Wednesday, July 27, 2011

From the Rental Vault: Ashes of Time Redux

Although I'd probably not be the kind of guy to catch a lot of international movies in the theater, DVD is a pretty good way to open out my horizons to things I might not otherwise see.

One of my main reasons for skipping foreign films when they're onscreen is that I too often find myself missing things going on while I'm reading the subtitles. There's often a lot of great things happening on the screen besides the faces of the people who are talking. And even in the closeups, I might miss a facial expression or gesture while my eyes are busy following the dialogue at the bottom of the screen. But when I watch a DVD, I can pause or back up if I find myself wondering if something happened that I missed. Or I can watch it all again right then and there -- the 2002 movie Hero with Jet Li has some uses of color and light that just beg for repeat viewing, for example.

Had I seen Ashes of Time Redux -- famous Chinese director Wong Kar-Wai's 2008 re-edit of his 1994 movie Ashes of Time -- in a theater, I probably would have been ambivalent at best and more likely downright negative.

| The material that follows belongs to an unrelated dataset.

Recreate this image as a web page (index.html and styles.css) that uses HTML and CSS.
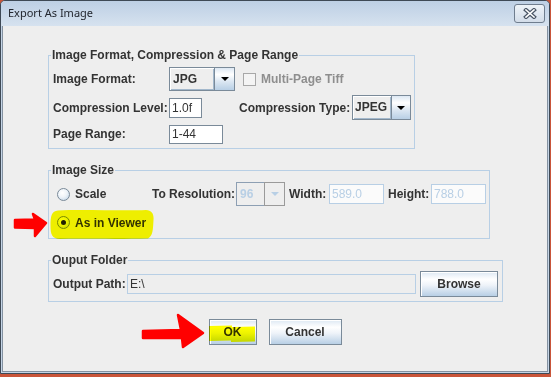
FILE: index.html
```html
<!DOCTYPE html>
<html>
<head>
<meta charset="utf-8">
<title>Export As Image</title>
<link rel="stylesheet" href="styles.css">
</head>
<body>
<div class="window">
  <div class="titlebar">
    <span class="title">Export As Image</span>
    <span class="close">
      <svg width="14" height="11" viewBox="0 0 14 11">
        <path d="M3 2 L11 9 M11 2 L3 9" stroke="#4a5666" stroke-width="4" stroke-linecap="square"/>
        <path d="M3 2 L11 9 M11 2 L3 9" stroke="#ffffff" stroke-width="1.6" stroke-linecap="square"/>
      </svg>
    </span>
  </div>
  <div class="client">
    <fieldset class="group g1">
      <legend>Image Format, Compression &amp; Page Range</legend>
      <div class="row r-24">
        <span class="label w-lab">Image Format:</span>
        <div class="combo w-jpg">
          <span class="combo-val">JPG</span>
          <span class="combo-btn"><svg width="8" height="4" viewBox="0 0 8 4"><polygon points="0,0 8,0 4,4" fill="#000"/></svg></span>
        </div>
        <span class="check disabled">
          <span class="box"></span>
          <span class="check-text">Multi-Page Tiff</span>
        </span>
      </div>
      <div class="row r-25">
        <span class="label w-lab">Compression Level:</span>
        <span class="field w-level">1.0f</span>
        <span class="label w-ctype">Compression Type:</span>
        <div class="combo w-jpeg">
          <span class="combo-val">JPEG</span>
          <span class="combo-btn"><svg width="8" height="4" viewBox="0 0 8 4"><polygon points="0,0 8,0 4,4" fill="#000"/></svg></span>
        </div>
      </div>
      <div class="row r-20">
        <span class="label w-lab">Page Range:</span>
        <span class="field w-range">1-44</span>
      </div>
    </fieldset>

    <fieldset class="group g2">
      <legend>Image Size</legend>
      <div class="row r-24">
        <span class="radio w-scale">
          <span class="dot"></span>
          <span class="radio-text">Scale</span>
        </span>
        <span class="label w-res">To Resolution:</span>
        <div class="combo disabled w-96">
          <span class="combo-val">96</span>
          <span class="combo-btn"><svg width="8" height="4" viewBox="0 0 8 4"><polygon points="0,0 8,0 4,4" fill="#b8cfe5"/></svg></span>
        </div>
        <span class="label gap4 w-width">Width:</span>
        <span class="field disabled w-num">589.0</span>
        <span class="label gap4 w-height">Height:</span>
        <span class="field disabled w-num">788.0</span>
      </div>
      <div class="row r-25 mt4">
        <span class="radio">
          <span class="dot on"></span>
          <span class="radio-text">As in Viewer</span>
        </span>
      </div>
    </fieldset>

    <fieldset class="group g3">
      <legend>Ouput Folder</legend>
      <div class="row r-26">
        <span class="label w-path">Output Path:</span>
        <span class="field readonly w-pathfield">E:\</span>
        <span class="button w-browse">Browse</span>
      </div>
    </fieldset>

    <div class="actions">
      <span class="button w-ok">OK</span>
      <span class="button w-cancel">Cancel</span>
    </div>
  </div>
</div>

<svg class="highlight hl-viewer" width="106" height="32" viewBox="49 209 106 32">
  <path d="M58 210.5 C80 209 120 211 146 210 C152 210.5 154 214 153.5 220 C153 229 153 236 148 238.5 C120 239.5 85 238.5 60 239 C52 239 50.5 234 50.5 226 C50.5 216 51.5 211 58 210.5 Z" fill="#ffff00"/>
</svg>
<svg class="highlight hl-ok" width="50" height="20" viewBox="207 324 50 20">
  <path d="M209 326 L232 325.5 L232 327 L255 326.5 L255 341.5 L231 342 L231 340.5 L209 341 Z" fill="#ffff00"/>
</svg>

<svg class="arrow arrow-viewer" width="40" height="30" viewBox="10 210 40 30">
  <path d="M15 220 L35 219.5 L33 214 L46 223 L35 236 L35 228 L15 227.5 Z" fill="#ff0000" stroke="#ff0000" stroke-width="2.5" stroke-linejoin="round"/>
</svg>
<svg class="arrow arrow-ok" width="70" height="40" viewBox="138 311 70 40">
  <path d="M143 331 L181 330 L178 315 L203 333 L183 347 L182 338 L143 338 Z" fill="#ff0000" stroke="#ff0000" stroke-width="2.5" stroke-linejoin="round"/>
</svg>
</body>
</html>
```

FILE: styles.css
```css
html, body {
  margin: 0;
  padding: 0;
}
body {
  position: relative;
  width: 551px;
  height: 377px;
  overflow: hidden;
  background: #c9553a;
  font-family: "Liberation Sans", Arial, sans-serif;
  font-size: 12px;
  color: #333333;
}

.window {
  box-sizing: border-box;
  width: 550px;
  height: 374px;
  border: 1px solid #3e4955;
  border-radius: 5px 5px 0 0;
  background: #c4d4e6;
  display: flex;
  flex-direction: column;
}

.titlebar {
  height: 25px;
  flex: none;
  display: flex;
  align-items: flex-start;
  justify-content: space-between;
  background: linear-gradient(#bdcfe4, #d6e2ef);
  border-radius: 4px 4px 0 0;
}
.title {
  font-family: "Noto Sans", "Open Sans", sans-serif;
  font-size: 11px;
  color: #22262e;
  margin: 4px 0 0 7px;
  line-height: 16px;
}
.close {
  box-sizing: border-box;
  width: 31px;
  height: 19px;
  margin: 3px 4px 0 0;
  border: 1px solid #6f7d8e;
  border-radius: 3px;
  background: linear-gradient(#eef3f8, #d3dde9);
  display: flex;
  align-items: center;
  justify-content: center;
}

.client {
  flex: 1;
  margin: 0 1px 1px 1px;
  border: 1px solid #8391a0;
  border-top: none;
  background: #eeeeee;
  padding: 22px 0 0 45px;
  display: flex;
  flex-direction: column;
  align-items: flex-start;
}

.group {
  box-sizing: border-box;
  margin: 0;
  border: 1px solid #b8cfe5;
  padding: 4px 3px 4px 4px;
  min-width: 0;
}
.group legend {
  font-weight: bold;
  font-size: 12px;
  line-height: 15px;
  padding: 0 1px;
  margin-left: -2px;
  color: #333333;
}
.g1 { width: 367px; }
.g2 { width: 442px; margin-top: 14px; padding-bottom: 3px; }
.g3 { width: 455px; margin-top: 14px; padding-top: 3px; }

.row {
  display: flex;
  align-items: center;
  white-space: nowrap;
}
.row + .row { margin-top: 4px; }
.r-24 { height: 24px; }
.r-25 { height: 25px; }
.r-20 { height: 20px; }
.r-26 { height: 26px; }

.label {
  font-weight: bold;
  line-height: 14px;
  flex: none;
}
.w-lab { width: 116px; }
.w-ctype { width: 113px; margin-left: 37px; }
.w-res { width: 84px; }
.gap4 { margin-left: 4px; }
.w-width { width: 40px; }
.w-height { width: 43px; }
.w-path { width: 74px; }

.field {
  box-sizing: border-box;
  height: 20px;
  line-height: 18px;
  padding: 0 2px;
  border: 1px solid #7a8a99;
  background: #ffffff;
  flex: none;
}
.field.disabled {
  border-color: #b8cfe5;
  color: #b8cfe5;
  background: #fbfbfb;
}
.field.readonly {
  border-color: #b8cfe5;
  background: #eeeeee;
  color: #333333;
}
.w-level { width: 33px; }
.w-range { width: 54px; height: 19px; line-height: 17px; }
.w-num { width: 55px; }
.w-pathfield { width: 289px; }

.combo {
  display: flex;
  flex: none;
  box-sizing: border-box;
  height: 25px;
}
.combo-val {
  flex: 1;
  box-sizing: border-box;
  border: 1px solid #7a8a99;
  box-shadow: inset 1px 1px 0 #ffffff, inset -1px -1px 0 #a3b8cc;
  background: #eeeeee;
  font-weight: bold;
  line-height: 23px;
  padding-left: 3px;
  overflow: hidden;
}
.combo-btn {
  width: 20px;
  flex: none;
  box-sizing: border-box;
  border: 1px solid #7a8a99;
  border-left: none;
  background: linear-gradient(#dde8f3 0%, #ffffff 30%, #dde8f3 60%, #b8cfe5 100%);
  display: flex;
  align-items: center;
  justify-content: center;
}
.w-jpg { width: 66px; height: 24px; }
.w-jpg .combo-val { line-height: 22px; }
.w-jpeg { width: 59px; }
.w-jpeg .combo-btn { width: 19px; }
.w-jpeg .combo-val { padding-left: 2px; }
.w-96 { width: 49px; height: 24px; }
.combo.disabled .combo-val {
  color: #b8cfe5;
  box-shadow: none;
  border-color: #8d9fb3;
  line-height: 22px;
}
.combo.disabled .combo-btn {
  background: #eeeeee;
  border-color: #9a9a9a;
  border-left: 1px solid #9a9a9a;
  margin-left: -1px;
  width: 21px;
}

.check {
  display: flex;
  align-items: center;
  margin-left: 8px;
  font-weight: bold;
}
.check .box {
  box-sizing: border-box;
  width: 13px;
  height: 13px;
  border: 1px solid #a8a8a8;
  background: #f4f4f4;
  margin-right: 5px;
}
.check.disabled .check-text { color: #8e8e8e; }

.radio {
  display: flex;
  align-items: center;
  margin-left: 4px;
  font-weight: bold;
}
.w-scale { width: 96px; }
.dot {
  box-sizing: border-box;
  width: 13px;
  height: 13px;
  border-radius: 50%;
  border: 1px solid #7a8a99;
  background: radial-gradient(circle at 40% 35%, #ffffff 0%, #eef3f8 45%, #b8cfe5 100%);
  margin-right: 5px;
  display: flex;
  align-items: center;
  justify-content: center;
}
.dot.on::after {
  content: "";
  width: 5px;
  height: 5px;
  border-radius: 50%;
  background: #222222;
}

.button {
  box-sizing: border-box;
  height: 26px;
  border: 1px solid #7a8a99;
  background: linear-gradient(#dde8f3 0%, #ffffff 30%, #eef3f9 55%, #b8cfe5 100%);
  box-shadow: inset 1px 1px 0 #ffffff;
  font-weight: bold;
  display: flex;
  align-items: center;
  justify-content: center;
  flex: none;
}
.w-browse { width: 78px; margin-left: 4px; }
.w-ok { width: 48px; }
.w-cancel { width: 73px; }

.actions {
  align-self: stretch;
  margin: 17px 0 0 -45px;
  display: flex;
  justify-content: center;
  gap: 12px;
}

.highlight {
  position: absolute;
  mix-blend-mode: multiply;
}
.hl-viewer { left: 49px; top: 209px; }
.hl-ok { left: 207px; top: 324px; }

.arrow {
  position: absolute;
}
.arrow-viewer { left: 10px; top: 210px; }
.arrow-ok { left: 138px; top: 311px; }
```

Its elliptical storyline and stylized fight scenes leave a viewer saying, "Waitaminute. What just happened?" waaaaay too often for enjoyment in a theater that wouldn't oblige me by backing up and running it again.

Nearly every online entry I read about this movie explains the story differently, so here goes nothing as I try to sketch the plot. In ancient China, a semi-retired swordsman named Ouyang Feng acts as an agent for still-active sword-fighters. Ouyang is bitter, cynical and contemptuous of the people who hire his fighters' services and is no sweet source of light to his friends, either. The bounty hunters who work for him, from the Blind Swordsman to Hong Qi to his own friend Huang Yaoshi, all leave him as they find something they wish to love more than fighting and money, but Ouyang remains. The movie is set up so that the tale of how each swordsman finds meaning in his life is its own short story, although some elements of each narrative leak into the others.

Wong said Ashes of Time was based on the 1957 novel Legend of the Condor Heroes, even though nothing in his movie bears any resemblance to that book's story of two men on opposite sides of the conflict between the Song and Jin Dynasties. The Hong Kong movie industry prides itself on orderly, economical shoots, but Wong took two years and nearly 40 million dollars to finish Ashes of Time, and even managed to shoehorn another move, a parody of the Condor novel called Legend of the Eagle-Shooting Heroes, into the production schedule using the cast members of Ashes of Time.

Action-movie fans or people who follow what the Hong Kong studios call wuxia films, or stories of swordsmen and soldiers in ancient China, will probably not find a lot to like in Ashes of Time or its later re-edited cut. There's way too much talking, the battle scenes are stylized to the point they look like a series of blurred still images and the movie loops around itself too many times to follow easily. But Ouyang's stubborn resistance to seeing people, even hardened killers like himself, make connections with others and his continued rejection of that possibility is a pretty fascinating character study. If you do pick it up, keep that DVD remote handy so you can back up and catch a scene or two again and figure out just what happened. Or to press stop if it finally exhausts your patience.